For an upcoming project, I wanted to publish a design using veroboard or stripboard. As the design is relatively simple but is to be published, the quality of the output is of more importance than the technique used.
I put the shout out on twitter which was picked up by a bunch of my followers who all suggested useful ideas. Thank everyone.
I’ve looked at a few of these via their online documentation and a couple of others I’ve looked at in more detail.
Brian Welsby provided a useful link to a range of different tools, some of which were also mentioned by the others.
David suggested Lochmaster which he has used for producing results before. Although he did comment that it is £40 for the license. The output from Lockmaster goes for photo-realism which means the components look like they would in real life.
Greycode suggested VeeCAD, this goes to the other extreme and has very simple outlines for the components and board. I does however take in a netlist which can be generated in a schematic program such as KiCad
Although not suggested on Twitter there are a few people who have used KiCad to draw up stripboard projects. They use tracks on the front side of the board to represent the wire.
I tried this out by creating a board with lots of vias (drilled holes). I first created one and the used the create array tool to duplicate that all over the board. I did find myself fighting the the design tool, it did not want me to join the pads together. Even when I swapped the router settings to “highlight” instead of avoid it still caused problems. I did find that deleting the pads that were overlapping the components helped. KiCad had the parts I needed by did not have any wire components. However, it should be possible to design a “wire” component in the same way I’ve made other 3D components for KiCad.

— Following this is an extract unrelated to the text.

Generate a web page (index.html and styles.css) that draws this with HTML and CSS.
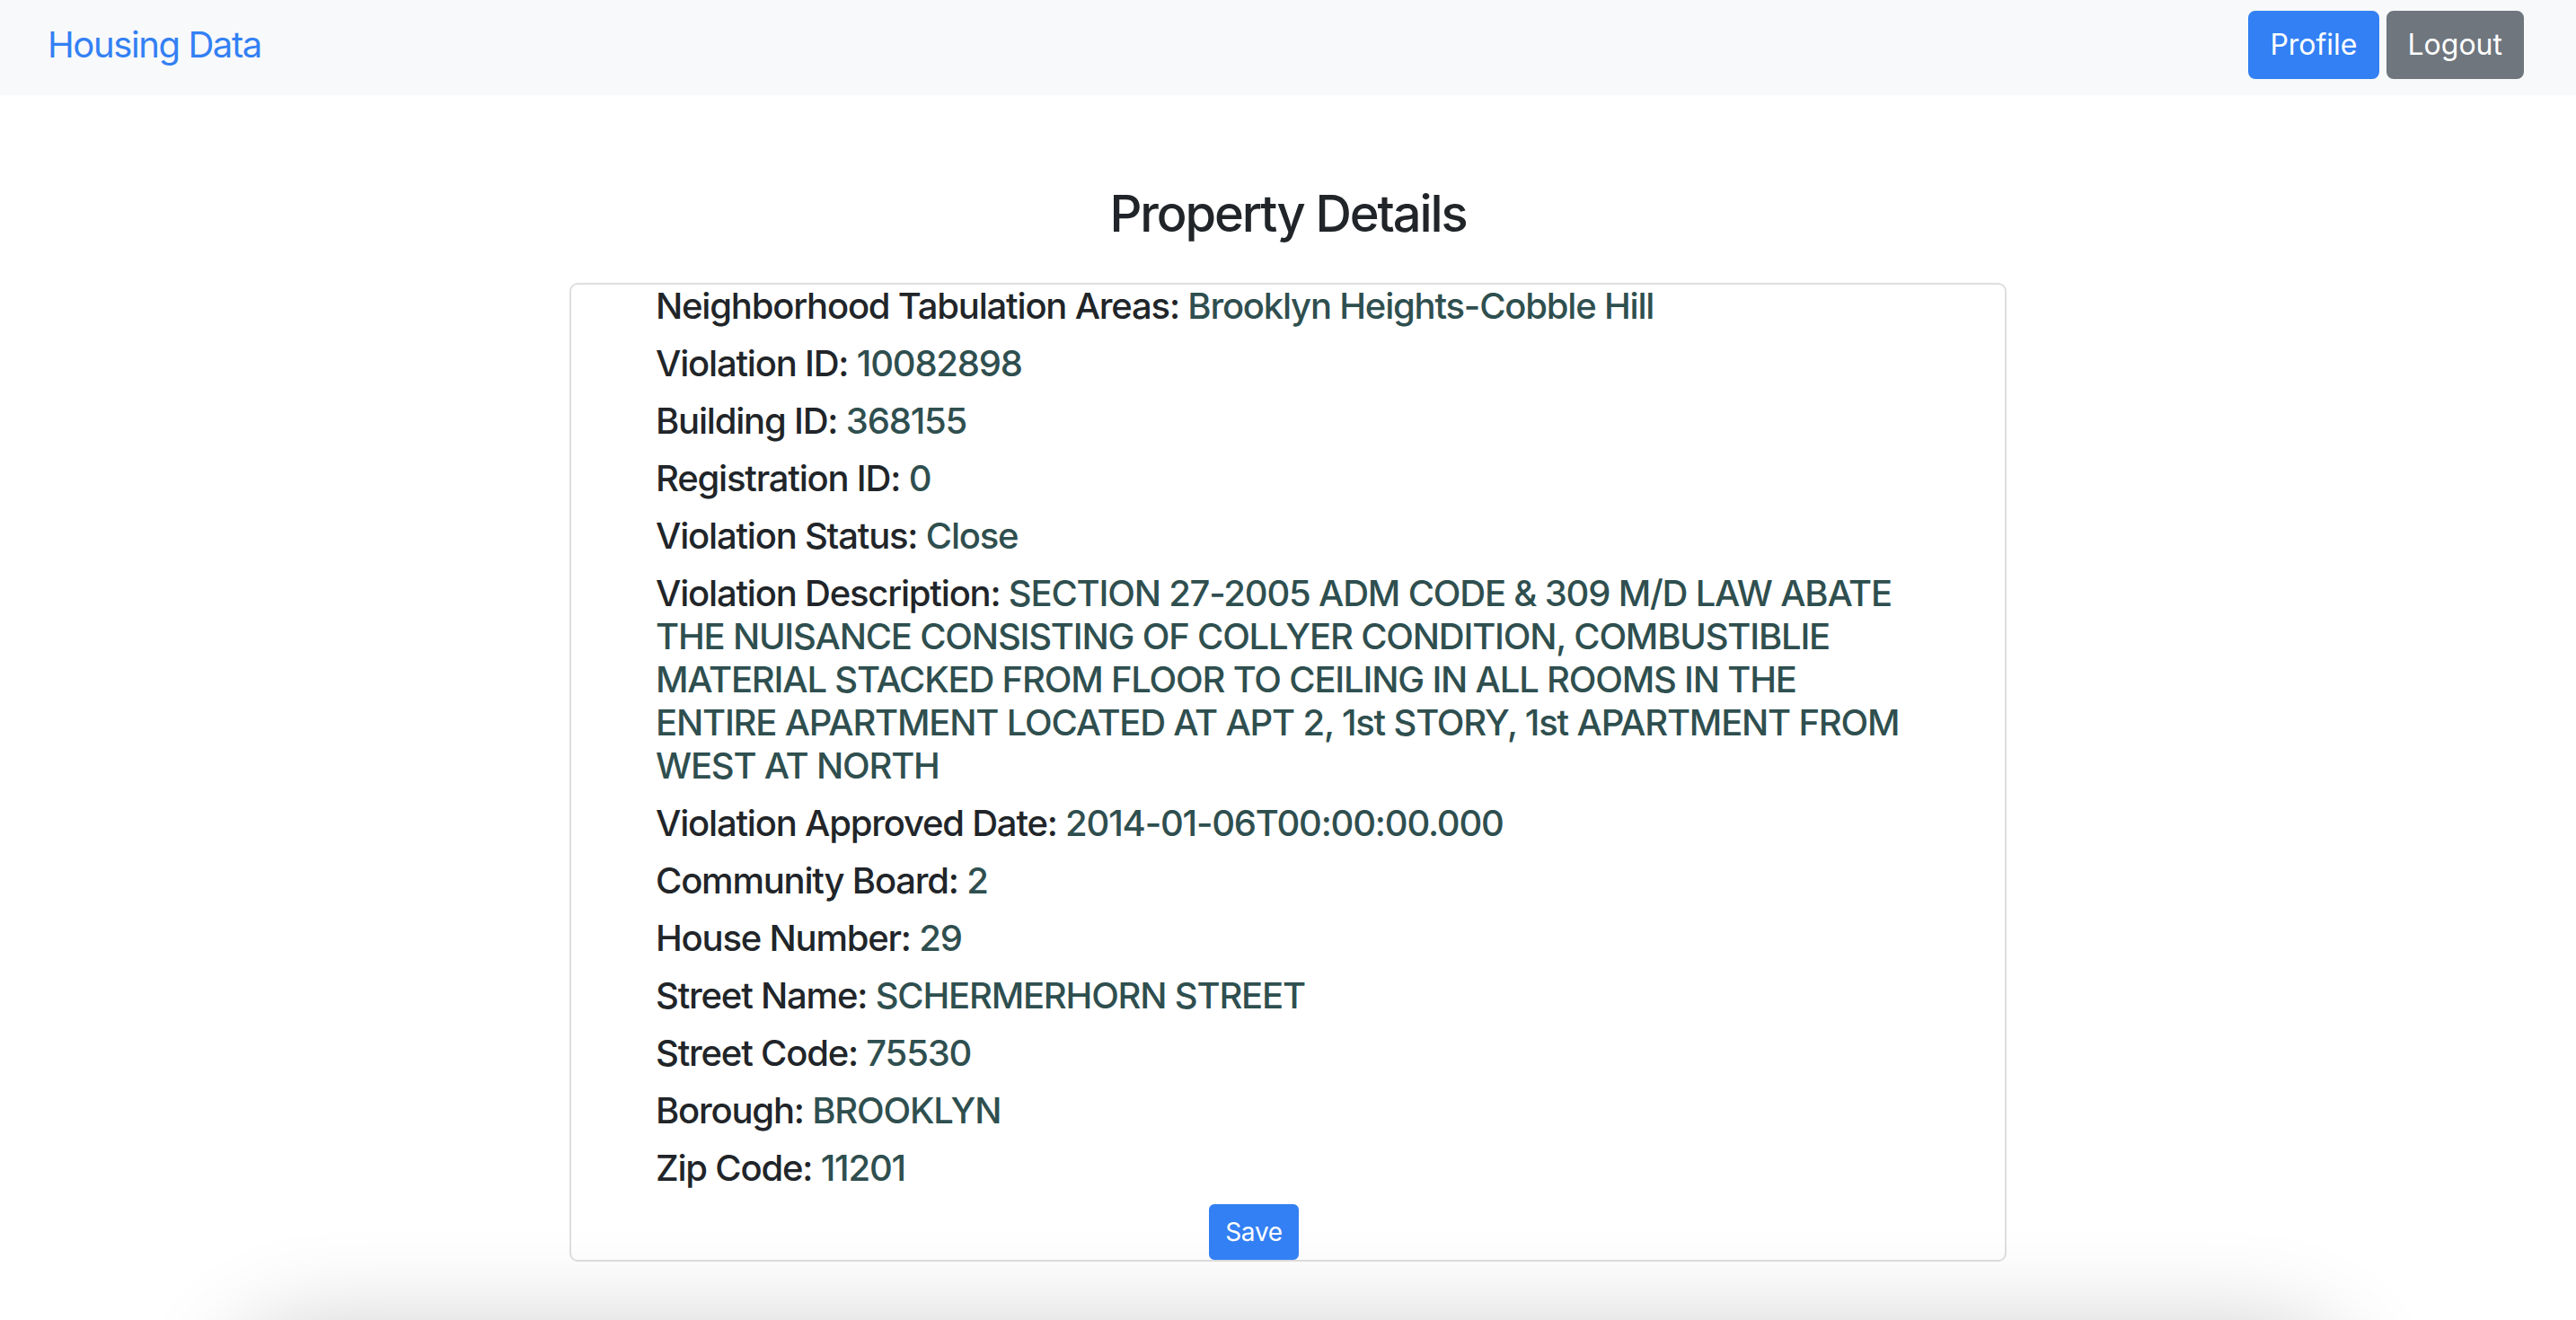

I have used Fritzing before to create breadboard diagrams and the strip board variation did look quite good. There’s a couple of issues with Fritzing. Firstly that the component I’m using the ATTiny44 doesn’t exist, although I could use some other generic 14pin DIL component. The second issue is that the copper tracks are on the same side as the components. Again this is perhaps not such a big deal as it is possible to hide the components and wires, screen shot and then mirror in a graphics tool.
Angus Dobbie suggested MSPaint. That’s a step to far for me but it did give me the idea of using Inkscape. This has one great advantage that generates vector graphics and hence would be great for the magazine.
You’ll need to see the final magazine version to see what I’ve ended up with. But hopefully you’ll see that it looks great.